Le sermon de la chute de Rome, Jérôme Ferrari - Goncourt 2012
Ce roman a reçu le Prix Goncourt 2012.
Je ne lis pas systématiquement les prix littéraires mais il m'arrive parfois de voir mon attention attirée par certains. Cette année, entre le Grand Prix du roman de l'Académie Française, le Prix Fémina étranger et maintenant le Goncourt je rétablis ma moyenne !
Je ne saurais cependant pas dire si j'ai été convaincue ou décontenancée par celui-ci. L'écriture de Jérôme Ferrari est certes très belle, portée par de longues phrases qui résonnent parfois comme le chant polyphonique dont il est question à plusieurs reprises. Mais l'alternance entre le lyrisme et une certaine trivialité, si elle ancre le roman dans le réel, m'a parfois dérangée. D'autre part, la référence explicite et expliquée au sermon de Saint Augustin a mis le doigt sur une de mes lacunes, je reconnais ne pas être suffisamment versée sur le sujet pour avoir, peut-être, saisi toutes les subtilités...
Le premier chapitre m'a cependant paru original. Marcel contemple une photo sur laquelle il n'est pas. Et s'il n'est pas sur ce cliché c'est simplement parce qu'il n'est pas encore né. Il regarde donc sa famille telle qu'elle était avant sa naissance, il regarde sa mère, "et chaque fois qu'il croise le regard de sa mère, Marcel a l'irrépressible certitude qu'il lui est destiné et qu'elle cherchait déjà, jusque dans les limbes, les yeux du fils encore à naître et qu'elle ne connaît pas." C'est ainsi que s'ouvre devant nous l'histoire de Marcel, de sa famille dont il contemple les visages disparus "[…] nous savons ceci : pour qu'un monde nouveau surgisse, il faut d'abord que meure un monde ancien."

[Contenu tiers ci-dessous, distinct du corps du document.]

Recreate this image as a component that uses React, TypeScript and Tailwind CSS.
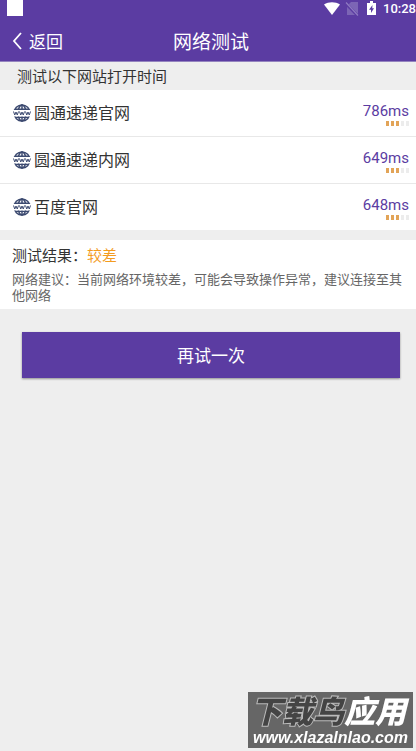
import type { ReactNode } from 'react';

type Site = {
    name: string;
    delay: string;
    level: number;
};

const sites: Site[] = [
    { name: '圆通速递官网', delay: '786ms', level: 3 },
    { name: '圆通速递内网', delay: '649ms', level: 3 },
    { name: '百度官网', delay: '648ms', level: 3 },
];

const StatusBar = () => (
    <div className="flex h-5 items-start justify-between pl-[7px]">
        <span className="h-4 w-4 bg-white" />
        <div className="flex items-center pt-px text-white">
            <svg className="mr-[5px] h-4 w-4" viewBox="0 0 16 16" fill="currentColor">
                <path d="M0 3.600C4.600.400 11.400.400 16 3.600L8 14z" />
            </svg>
            <svg className="mr-2 h-4 w-[14px]" viewBox="0 0 14 16">
                <path d="M6 1h7v13H2V5z" fill="#7c65b5" />
                <path d="M0 1.500L13 15" stroke="#5b3ca2" strokeWidth="3" />
                <path d="M1 1.500L13 14.500" stroke="#8f7bc2" strokeWidth="1.200" />
            </svg>
            <svg className="mr-[7px] h-4 w-[9px]" viewBox="0 0 9 16">
                <path d="M3 0h3v2h3v12H0V2h3z" fill="currentColor" />
                <path d="M5.500 4L2 8.700h2V12l3-4.700H5.200z" fill="#5b3ca2" />
            </svg>
            <span className="font-[Roboto,sans-serif] text-[13px] leading-4 font-medium">10:28</span>
        </div>
    </div>
);

const Header = () => (
    <header className="border-b border-[#9484bf] bg-[#5b3ca2]">
        <StatusBar />
        <div className="grid h-[41px] grid-cols-[1fr_auto_1fr] items-center text-white">
            <button type="button" className="flex items-center gap-[7px] pl-3 text-[17px] leading-6">
                <svg className="h-[18px] w-[10px]" viewBox="0 0 10 18" fill="none" stroke="currentColor" strokeWidth="1.800">
                    <path d="M9 1L2 9l7 8" />
                </svg>
                返回
            </button>
            <h1 className="pl-[6px] text-[19px] leading-6">网络测试</h1>
        </div>
    </header>
);

const GlobeIcon = () => (
    <svg className="h-[18px] w-[18px] shrink-0" viewBox="0 0 36 36" fill="none" aria-hidden="true">
        <clipPath id="globe">
            <path d="M0 0h36v12H0zM0 25h36v11H0z" />
        </clipPath>
        <g clipPath="url(#globe)" stroke="#3c4a70" strokeWidth="3">
            <circle cx="18" cy="18" r="16" />
            <ellipse cx="18" cy="18" rx="8" ry="16" />
            <path d="M18 1v34M4 10.500h28M4 26.500h28" />
        </g>
        <path
            d="M1 15l2.500 7L6 16l2.500 6L11 15M13 15l2.500 7 2.500-6 2.500 6L23 15M25 15l2.500 7 2.500-6 2.500 6L35 15"
            stroke="#3c4a70"
            strokeWidth="2"
        />
    </svg>
);

const SignalBars = ({ level }: { level: number }) => (
    <div className="flex gap-[2px]">
        {[0, 1, 2, 3, 4].map((i) => (
            <span key={i} className={i < level ? 'h-[5px] w-[3px] bg-[#e2a458]' : 'h-[5px] w-[3px] bg-[#ececec]'} />
        ))}
    </div>
);

const SiteRow = ({ site }: { site: Site }) => (
    <li className="flex h-[47px] items-center justify-between pr-[7px] pl-[13px] last:h-[46px]">
        <div className="flex items-center gap-[3px] text-base leading-6 text-[#333]">
            <GlobeIcon />
            <span className="pb-[2px]">{site.name}</span>
        </div>
        <div className="flex flex-col items-end">
            <span className="font-[Roboto,sans-serif] text-[15px] leading-5 text-[#5b3ca2]">{site.delay}</span>
            <SignalBars level={site.level} />
        </div>
    </li>
);

const Panel = ({ children }: { children: ReactNode }) => (
    <section className="mt-[10px] bg-white pt-[3px] pr-[6px] pb-[6px] pl-3">{children}</section>
);

const Watermark = () => (
    <div className="fixed right-[3px] bottom-[3px] flex h-14 w-[165px] flex-col items-center justify-end bg-[#666] italic">
        <div className="pr-1 text-[31px] leading-9 font-black whitespace-nowrap">
            <span className="text-[#444] [paint-order:stroke_fill] [-webkit-text-stroke:2px_#bbb]">下载鸟</span>
            <span className="text-white">应用</span>
        </div>
        <div className="font-['Liberation_Sans',sans-serif] text-base leading-5 font-bold text-white">www.xlazalnlao.com</div>
    </div>
);

const App = () => {
    return (
        <div className="min-h-screen bg-[#eee] font-['Noto_Sans_CJK_SC',sans-serif]">
            <Header />
            <main>
                <h2 className="pt-[2px] pb-[2px] pl-[17px] text-[15px] leading-6 text-[#333]">测试以下网站打开时间</h2>
                <ul className="divide-y divide-[#e8e8e8] bg-white">
                    {sites.map((site) => (
                        <SiteRow key={site.name} site={site} />
                    ))}
                </ul>
                <Panel>
                    <p className="text-[15px] leading-6 text-[#333]">
                        测试结果：<span className="text-[#f39c1f]">较差</span>
                    </p>
                    <p className="mt-1 text-[13px] leading-4 text-[#666]">
                        网络建议：当前网络环境较差，可能会导致操作异常，建议连接至其他网络
                    </p>
                </Panel>
                <div className="pt-[23px] pr-4 pl-[22px]">
                    <button
                        type="button"
                        className="h-[46px] w-full bg-[#5b3ca2] text-[17px] leading-6 text-white shadow-[0_1px_2px_rgba(0,0,0,0.4)]"
                    >
                        再试一次
                    </button>
                </div>
            </main>
            <Watermark />
        </div>
    );
};

export default App;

C'est cette succession de mondes que l'auteur nous donne à voir ici. Un monde s'effondre, un autre renaît de ses cendres mais cela signifie-t-il qu'un monde va toujours inexorablement à sa perte ? "Le monde est comme un homme : il naît, il grandit et il meurt." Saint Augustin
L'essentiel de l'histoire se passe dans un petit village de Corse. Matthieu, aidé par son grand-père Marcel qui lui prête de l'argent, et Libero son ami d'enfance, l'un et l'autre élèves brillants arrêtent leurs études de philosophie pour venir reprendre le bar du village de leur enfance afin de le faire à nouveau prospérer. Pleins de rêves et d'ambitions, les deux jeunes gens ne ménagent pas leurs forces pour attirer les clients. "On aurait dit que c'était le lieu choisi par Dieu pour expérimenter le règne de l'amour sur terre et les riverains eux-mêmes, d'habitude si prompts à se plaindre des moindres nuisances, au premier rang desquelles il fallait compter la simple existence de leurs contemporains, arboraient le sourire inaltérable et béat des élus."
Le succès est au rendez-vous, villageois et touristes viennent autant pour le plaisir de se retrouver pour écouter le jeune chanteur que pour les jolies serveuses engagées par les nouveaux tenanciers. Ces derniers sont totalement pris par leur rêve au point de ne pas voir l'évolution des choses "ils n'étaient pas des dieux mais seulement des démiurges, et c'était le monde qu'ils avaient créé qui les tenait maintenant sous l'autorité de son règne tyrannique […] ils surent que le monde qu'ils avaient créé ne les laisserait pas partir […]"
Leur entreprise prend rapidement un tour qui leur échappe, les conduisant à des comportements excessifs tendant vers la débauche. "Le démiurge n'est pas Dieu. C'est pourquoi personne ne vient l'absoudre des pêchés du monde."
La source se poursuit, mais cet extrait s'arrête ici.